The icy adventure of a lifetime awaits four Stellenbosch University (SU) engineering students are aboard South Africa’s SA Agulhas II polar supply and research vessel.
Their research work commenced as soon as the ship left the harbour on Thursday July 18, because the students are aboard to investigate the vessel itself.
Armand van Zuydam of East London, Nicole Taylor of Stellenbosch, Martinique Engelbrecht of Concordia in the Northern Cape and Jesslyn Bossau of Windhoek in Namibia are working towards Masters degrees in mechanical or mechatronic engineering.
The four students are part of the sound and vibration research group of the SU department of mechanical and mechatronic engineering, under leadership of director, Professor Annie Bekker.
Their mission is to study how the steel structure of the SA Agulhas II responds to the slamming of waves as it navigates rough seas towards the polar regions, and how passengers experience the subsequent vibrations and movements caused by the wave action and ship engines.
The focus is on measuring full-scale vibration, how the ship’s shafts are twisted by ice- and water- interaction with the propellers, and how people experience such vibrations.
“In this new era of data and industry 4.0 these measurements are aimed at progressing beyond hindsight, but further forward towards the development of systems by which ship and human responses can be monitored and predicted,” says Professor Bekker.
Around 200 different measurements will be taken during the course of the voyage to collect real-time data.
During the previous few weeks, the students had already put in place specifically designed sensors and computer software for this purpose.
“A unique aspect of this instrumentation is a 30 sensor acceleration system, which was custom developed by SU. This enables researchers to track the displacement and deformation of the ship’s structure as she encounters the harsh environment,” says Professor Bekker.
The students’ work is part of an ongoing monitoring project of the ship which commenced in 2012 when the then newly built vessel undertook its first ice tests in the Baltic Sea.
SU has been part of the research project since its inception, and continues the work in conjunction with Aalto University in Finland.
The research is funded by South Africa’s National Research Foundation, and the Academy of Finland.
Professor Bekker’s team has over the past few years already measured aspects such as the pressure of the ice, and the resulting force it has on the ship’s hull and propulsion system, ice-induced structural vibrations and noise, whole-body vibration comfort, ship dynamics in ice, global ice loads, underwater noise and mechanical and physical sea ice properties.
The four are accompanied by a team of 14 postgraduate students from the university’s department of earth sciences, and six container laboratories.

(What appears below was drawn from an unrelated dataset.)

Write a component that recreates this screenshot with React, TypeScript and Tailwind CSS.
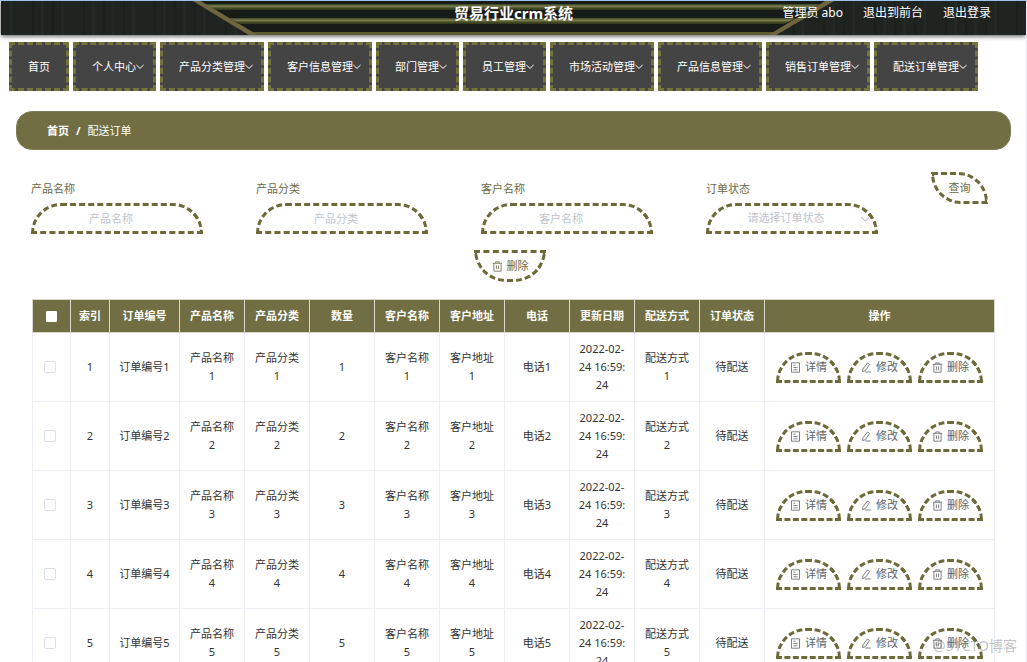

Dr Susanne Fietz, an environmental geochemist in the SU department of earth sciences, says they are following an interdisciplinary approach to better understand the link between ocean geochemistry and microorganisms such as phytoplankton and bacteria in the ocean.
“The new knowledge gained will help us to understand natural and man-made impacts on the marine ecosystem,” says Dr Fietz.
The group consists of two postdoctoral students, Dr Jan-Lukas Menzel and Dr Saumik Samanata; six PhD students, Jean Loock, Ryan Cloete, Ismael Kangueehi, Johan Viljoen, Margaret Ogundare and Asmita Singh; and five MSc students, Tara de Jongh, Raya Stavreva, Zandria Jordaan and Herman Boock.
Two international students, Bernhard Wenzel from TU Braunschweig in Germany, and Jennifer Mary Ivanoff from the University of Las Palmas de Gran Canaria in Spain, are on board.